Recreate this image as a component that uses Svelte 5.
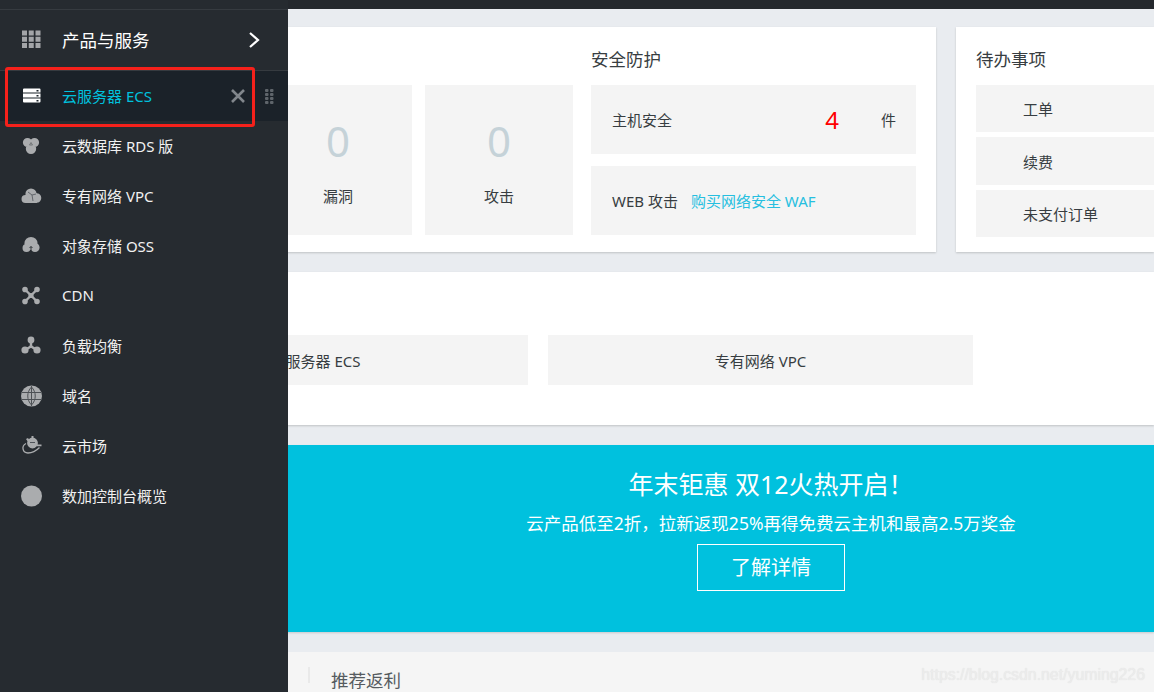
<script>
  const c = (x, y, r) => `M${x - r} ${y}a${r} ${r} 0 1 1 ${2 * r} 0a${r} ${r} 0 1 1 ${-2 * r} 0Z`;
  const icons = {
    rds: { solid: c(6.5, 6.5, 4.6) + c(13.5, 6.5, 4.6) + c(10, 12.8, 5.2) + 'M7 6h6v6H7z', cut: 'M10 6.500l1.500 2.500h-3z', tone: '#6c6f72', width: 0.9 },
    vpc: { solid: c(4.5, 13, 4) + c(10, 8, 5.6) + c(15.5, 12, 4.8) + 'M4 11h12v6H4z', cut: 'M7 6l4 3 1 6M11 9l4-1', tone: '#50545a', width: 0.8 },
    oss: { solid: c(10, 7.5, 6.6) + c(5.5, 12, 4) + c(14, 11.5, 4.6), cut: 'M10 16v-5.500M8.500 12l1.500-1.500 1.500 1.500', tone: '#262b30', width: 0.9 },
    cdn: { solid: c(4, 3.5, 2.8) + c(16, 3.5, 2.8) + c(4, 15.5, 2.8) + c(16, 15.5, 2.8) + c(10, 9.5, 2.6), line: 'M4 3.5l12 12M16 3.5l-12 12' },
    lb: { solid: c(10, 4, 3.4) + c(4, 14, 3.6) + c(16, 14, 3.6) + c(10, 10.5, 1.6), line: 'M10 4v6.5M4 14l6-3.5 6 3.5' },
    globe: { solid: c(10.5, 10, 10.5), cut: 'M1 6.500h19M1 13.500h19M10.500 0v20M10.500 1c-5 5-5 13 0 18M10.500 1c5 5 5 13 0 18', tone: '#4d5155', width: 1 },
    market: { solid: c(11.5, 7, 5.4) + 'M10.500 0h2v3h-2zM16 8.500h4.500v1.800h-4.500zM5 3l2-1 2 3-2 1z', line: 'M5 7.500C0 10 1.500 17 7 17c4.500 0 8-2 11.500-5.500', thin: true, cut: 'M9 6.500h5', tone: '#50545a', width: 1 },
    dot: { solid: c(10.5, 10, 10.5) }
  };
  const nav = [
    ['云数据库 RDS 版', 'rds'],
    ['专有网络 VPC', 'vpc'],
    ['对象存储 OSS', 'oss'],
    ['CDN', 'cdn'],
    ['负载均衡', 'lb'],
    ['域名', 'globe'],
    ['云市场', 'market'],
    ['数加控制台概览', 'dot']
  ];
  const grid = [0, 1, 2].flatMap((y) => [0, 1, 2].map((x) => [x * 6.75 + 0.5, y * 6.25 + 0.5]));
</script>

<div class="page">
  <div class="main">
    <div class="topbar"></div>
    <div class="content">
      <div class="row-one">
        <section class="card overview">
          <h3 class="sec-head">安全防护</h3>
          <div class="stats">
            <div class="stat"><span class="num">0</span><span class="lab">漏洞</span></div>
            <div class="stat"><span class="num">0</span><span class="lab">攻击</span></div>
          </div>
          <div class="sec">
            <div class="sec-tile">
              <span class="grow">主机安全</span>
              <span class="count">4</span>
              <span class="unit">件</span>
            </div>
            <div class="sec-tile">
              <span>WEB 攻击</span>
              <a class="link" href="#waf">购买网络安全 WAF</a>
            </div>
          </div>
        </section>
        <section class="card todo">
          <h3>待办事项</h3>
          <div class="todo-list">
            <div class="todo-item first">工单</div>
            <div class="todo-item mid">续费</div>
            <div class="todo-item">未支付订单</div>
          </div>
        </section>
      </div>

      <section class="shortcuts">
        <div class="shortcut">云服务器 ECS</div>
        <div class="shortcut">专有网络 VPC</div>
      </section>

      <section class="banner">
        <div class="banner-title">年末钜惠 双12火热开启！</div>
        <div class="banner-sub">云产品低至2折，拉新返现25%再得免费云主机和最高2.5万奖金</div>
        <a class="banner-btn" href="#more">了解详情</a>
      </section>

      <section class="bottom">
        <span class="divider"></span>
        <span class="bottom-title">推荐返利</span>
      </section>
    </div>
  </div>

  <aside class="sidebar">
    <div class="side-head">
      <svg class="icon" viewBox="0 0 20 20" width="21" height="20">
        {#each grid as [x, y]}
          <rect {x} {y} width="5" height="5" fill="#a3a5a8" />
        {/each}
      </svg>
      <span class="side-title">产品与服务</span>
      <svg class="chevron" viewBox="0 0 12 18" width="12" height="18">
        <path d="M2 2l8 7-8 7" fill="none" stroke="#fff" stroke-width="2.2" />
      </svg>
    </div>

    <div class="nav-item active">
      <svg class="icon" viewBox="0 0 21 20" width="21" height="20">
        <path d="M3 2.500h15.500a1 1 0 0 1 1 1v3h-17.500v-3a1 1 0 0 1 1-1zM2 7.500h17.500v4h-17.500zM2 12.500h17.500v3a1 1 0 0 1-1 1h-15.500a1 1 0 0 1-1-1z" fill="#fff" />
        <rect x="15.500" y="4" width="2" height="1.500" fill="#1b2229" />
        <rect x="15.500" y="9" width="2" height="1.500" fill="#1b2229" />
        <rect x="15.500" y="14" width="2" height="1.500" fill="#1b2229" />
      </svg>
      <span class="nav-text">云服务器 ECS</span>
      <svg class="close" viewBox="0 0 14 14" width="14" height="14">
        <path d="M1 1l12 12M13 1L1 13" stroke="#81868b" stroke-width="2.6" fill="none" />
      </svg>
      <svg class="drag" viewBox="0 0 9 15" width="9" height="15">
        {#each [0, 4, 8, 12] as y}
          <rect x="0" {y} width="3.500" height="3" rx="1" fill="#5f656b" />
          <rect x="5" {y} width="3.500" height="3" rx="1" fill="#5f656b" />
        {/each}
      </svg>
    </div>

    {#each nav as [label, key]}
      <div class="nav-item">
        <svg class="icon" viewBox="0 0 21 20" width="21" height="20">
          <path d={icons[key].solid} fill="#aaacae" />
          {#if icons[key].line}
            <path d={icons[key].line} fill="none" stroke="#aaacae" stroke-width={icons[key].thin ? 1.3 : 2.4} />
          {/if}
          {#if icons[key].cut}
            <path d={icons[key].cut} fill="none" stroke={icons[key].tone} stroke-width={icons[key].width} />
          {/if}
        </svg>
        <span class="nav-text">{label}</span>
      </div>
    {/each}
  </aside>

  <div class="annotation"></div>
  <div class="watermark">https://blog.csdn.net/yuming226</div>
</div>

<style>
  :global(body) {
    margin: 0;
  }
  .page {
    position: relative;
    width: 1154px;
    height: 692px;
    overflow: hidden;
    background: #e9ecf0;
    color: #373d41;
    font-family: "Noto Sans", "Noto Sans CJK SC", sans-serif;
    font-size: 15px;
  }
  .main {
    display: flex;
    flex-direction: column;
    height: 100%;
  }
  .topbar {
    height: 9px;
    flex: none;
    background: #24282d;
  }
  .content {
    flex: 1;
    min-height: 0;
    display: flex;
    flex-direction: column;
    gap: 20px;
    padding: 18px 0 0 20px;
  }
  .row-one {
    display: flex;
    gap: 20px;
    height: 225px;
    flex: none;
  }
  .card {
    background: #fff;
    box-shadow: 0 1px 2px rgba(0, 0, 0, 0.18);
    box-sizing: border-box;
  }
  h3 {
    margin: 0 0 12px;
    font-size: 17.500px;
    font-weight: 400;
    line-height: 28px;
    color: #373d41;
  }
  .overview {
    width: 916px;
    padding: 18px 20px 0;
    display: grid;
    grid-template-columns: 1fr 325px;
    grid-template-rows: 40px 150px;
    column-gap: 18px;
  }
  .sec-head {
    grid-column: 2;
    grid-row: 1;
  }
  .stats {
    grid-column: 1;
    grid-row: 2;
    display: flex;
    justify-content: flex-end;
    gap: 13px;
  }
  .stat {
    width: 148px;
    background: #f4f4f4;
    box-sizing: border-box;
    padding-top: 28px;
    display: flex;
    flex-direction: column;
    align-items: center;
  }
  .num {
    font-size: 42px;
    line-height: 56px;
    color: #c5d2d8;
  }
  .lab {
    line-height: 54px;
  }
  .sec {
    grid-column: 2;
    grid-row: 2;
    display: flex;
    flex-direction: column;
    gap: 12px;
  }
  .sec-tile {
    flex: 1;
    background: #f4f4f4;
    display: flex;
    align-items: center;
    gap: 13px;
    padding: 0 20px 0 21px;
  }
  .grow {
    flex: 1;
  }
  .count {
    font-size: 24px;
    color: #f00;
    line-height: 1;
    margin-right: 29px;
    margin-left: 1px;
  }
  .link {
    color: #26bfe0;
    text-decoration: none;
  }
  .todo {
    flex: 1;
    padding: 18px 0 0 20px;
  }
  .todo-list {
    display: flex;
    flex-direction: column;
    gap: 5px;
  }
  .todo-item {
    height: 47px;
    line-height: 48px;
    padding-left: 47px;
    background: #f4f4f4;
  }
  .todo-item.mid {
    height: 48px;
    line-height: 50px;
  }
  .shortcuts {
    flex: none;
    height: 153px;
    box-sizing: border-box;
    padding: 63px 0 0 83px;
    display: flex;
    gap: 20px;
    align-items: flex-start;
    background: #fff;
    box-shadow: 0 1px 2px rgba(0, 0, 0, 0.18);
  }
  .shortcut {
    width: 425px;
    height: 50px;
    line-height: 52px;
    text-align: center;
    background: #f4f4f4;
  }
  .banner {
    flex: none;
    height: 187px;
    box-sizing: border-box;
    padding: 21px 0 0 368px;
    display: flex;
    flex-direction: column;
    align-items: center;
    background: #00c1de;
    color: #fff;
    box-shadow: 0 1px 2px rgba(0, 0, 0, 0.15);
  }
  .banner-title {
    font-size: 25px;
    line-height: 36px;
  }
  .banner-sub {
    margin-top: 6px;
    font-size: 17.500px;
    line-height: 30px;
  }
  .banner-btn {
    margin-top: 6px;
    width: 148px;
    height: 47px;
    box-sizing: border-box;
    border: 1px solid #fff;
    color: #fff;
    font-size: 20px;
    line-height: 45px;
    text-align: center;
    text-decoration: none;
  }
  .bottom {
    flex: 1;
    min-height: 40px;
    background: #f5f5f5;
    display: flex;
    align-items: center;
    padding-left: 288px;
    gap: 21px;
  }
  .divider {
    width: 2px;
    height: 16px;
    margin-top: 6px;
    background: #e9e9e9;
  }
  .bottom-title {
    font-size: 17.500px;
    line-height: 28px;
    color: #555b60;
    margin-top: 16px;
  }
  .sidebar {
    position: absolute;
    left: 0;
    top: 0;
    width: 288px;
    height: 692px;
    box-sizing: border-box;
    padding-top: 9px;
    background: #262b30;
    color: #f1f1f1;
  }
  .side-head {
    height: 60px;
    border-top: 1px solid #363b40;
    border-bottom: 1px solid #363b40;
    display: flex;
    align-items: center;
    padding-left: 21px;
    gap: 20px;
  }
  .side-title {
    font-size: 17.500px;
    color: #fff;
    flex: 1;
    margin-top: -2px;
  }
  .chevron {
    margin-right: 28px;
  }
  .icon {
    flex: none;
    overflow: visible;
  }
  .nav-item {
    height: 50px;
    display: flex;
    align-items: center;
    gap: 20px;
    padding-left: 21px;
    font-size: 15px;
  }
  .nav-text {
    flex: 1;
    margin-top: -2px;
  }
  .active {
    background: #1b2229;
    color: #00c1de;
  }
  .close {
    margin-right: 1px;
  }
  .drag {
    margin-left: -1px;
    margin-right: 14px;
  }
  .annotation {
    position: absolute;
    left: 5px;
    top: 67px;
    width: 250px;
    height: 60px;
    box-sizing: border-box;
    border: 3px solid #f5211b;
    border-radius: 3px;
  }
  .watermark {
    position: absolute;
    right: 9px;
    top: 665px;
    font-family: "Liberation Sans", sans-serif;
    font-size: 15.850px;
    line-height: 20px;
    color: #ececec;
    text-shadow: 0 0 1px #dedede;
  }
</style>
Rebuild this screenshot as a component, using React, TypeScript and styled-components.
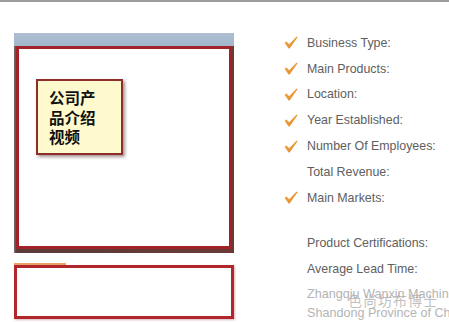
import React from "react";
import styled, { createGlobalStyle } from "styled-components";

const Global = createGlobalStyle`
  html, body { margin: 0; padding: 0; background: #ffffff; }
  body { width: 449px; height: 322px; overflow: hidden; font-family: "Liberation Sans", Arial, sans-serif; }
`;

const Page = styled.div`
  position: relative;
  width: 449px;
  height: 322px;
  overflow: hidden;
  background: #fff;
`;

const TopBar = styled.div`
  height: 2px;
  background: #9c9c9c;
`;

const Body = styled.div`
  display: flex;
  align-items: flex-start;
`;

const LeftCol = styled.div`
  display: flex;
  flex-direction: column;
  width: 220px;
  margin-left: 14px;
  margin-top: 31px;
  flex-shrink: 0;
`;

const PhotoFrame = styled.div`
  display: flex;
  flex-direction: column;
  height: 220px;
  padding: 13px 2px 4px 2px;
  box-sizing: border-box;
  background:
    linear-gradient(180deg, #adbfd1 0px, #a3b7cb 13px, transparent 13px),
    linear-gradient(90deg, #7a6a68 0px, #5a3c3a 3px, #6a3a36 100%);
`;

const RedBox = styled.div`
  flex: 1;
  border: 3px solid #a2222a;
  background: #ffffff;
  padding: 30px 0 0 17px;
  box-sizing: border-box;
`;

const Note = styled.div`
  width: 87px;
  height: 76px;
  box-sizing: border-box;
  border: 2px solid #8c2e2c;
  background: #fffacd;
  box-shadow: 2px 2px 3px rgba(60, 20, 20, 0.45);
  padding: 7px 0 0 11px;
  font-family: "Noto Sans CJK SC", "Liberation Sans", sans-serif;
  font-weight: 700;
  font-size: 15.5px;
  line-height: 19.5px;
  color: #111;
`;

const SecondBlock = styled.div`
  display: flex;
  flex-direction: column;
  margin-top: 10px;
`;

const OrangeStrip = styled.div`
  width: 52px;
  height: 2px;
  background: #eaa468;
`;

const SecondBox = styled.div`
  height: 54px;
  box-sizing: border-box;
  border: 3px solid #b1262b;
  background: #fff;
  box-shadow: 1px 1px 2px rgba(150, 40, 40, 0.35);
`;

const RightCol = styled.div`
  display: flex;
  flex-direction: column;
  margin-left: 50px;
  margin-top: 28px;
  white-space: nowrap;
`;

const Row = styled.div<{ $gapTop?: number }>`
  display: flex;
  align-items: center;
  height: 25.8px;
  margin-top: ${(p) => p.$gapTop ?? 0}px;
  font-size: 12.4px;
  color: #606060;
`;

const CheckSlot = styled.div`
  width: 14px;
  height: 14px;
  margin-right: 9px;
  display: flex;
  align-items: center;
  justify-content: center;
  flex-shrink: 0;
`;

const FadedLine = styled.div<{ $first?: boolean }>`
  padding-left: 23px;
  height: 19px;
  line-height: 19px;
  margin-top: ${(p) => (p.$first ? 3 : 0)}px;
  font-size: 12.6px;
  color: #b4b4b4;
`;

const Watermark = styled.div`
  position: absolute;
  left: 348px;
  top: 290px;
  font-family: "Noto Sans CJK SC", sans-serif;
  font-size: 14px;
  letter-spacing: 1px;
  color: rgba(170, 170, 170, 0.75);
`;

const Check = () => (
  <svg width="14" height="13" viewBox="0 0 14 13">
    <defs>
      <linearGradient id="cg" x1="0" y1="0" x2="1" y2="1">
        <stop offset="0" stopColor="#f2ae52" />
        <stop offset="1" stopColor="#e08420" />
      </linearGradient>
    </defs>
    <path d="M0.5 6.8 L2.6 5.4 L5.2 8.3 L12.6 0.4 L13.6 1.2 L5.6 12.6 L4.6 12.6 Z" fill="url(#cg)" />
  </svg>
);

type Item = { label: string; check: boolean; gap?: number };

const items: Item[] = [
  { label: "Business Type:", check: true },
  { label: "Main Products:", check: true },
  { label: "Location:", check: true },
  { label: "Year Established:", check: true },
  { label: "Number Of Employees:", check: true },
  { label: "Total Revenue:", check: false },
  { label: "Main Markets:", check: true },
  { label: "Product Certifications:", check: false, gap: 20 },
  { label: "Average Lead Time:", check: false },
];

export default function App() {
  return (
    <Page>
      <Global />
      <TopBar />
      <Body>
        <LeftCol>
          <PhotoFrame>
            <RedBox>
              <Note>
                公司产
                <br />
                品介绍
                <br />
                视频
              </Note>
            </RedBox>
          </PhotoFrame>
          <SecondBlock>
            <OrangeStrip />
            <SecondBox />
          </SecondBlock>
        </LeftCol>
        <RightCol>
          {items.map((it) => (
            <Row key={it.label} $gapTop={it.gap}>
              <CheckSlot>{it.check ? <Check /> : null}</CheckSlot>
              {it.label}
            </Row>
          ))}
          <FadedLine $first>Zhangqiu Wanxin Machine</FadedLine>
          <FadedLine>Shandong Province of China</FadedLine>
        </RightCol>
      </Body>
      <Watermark>色尚坊布博士</Watermark>
    </Page>
  );
}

Problem statement: Find each line with the string "React" and copy it out.

The answer:
Rebuild this screenshot as a component, using React, TypeScript and styled-components.
import React from "react";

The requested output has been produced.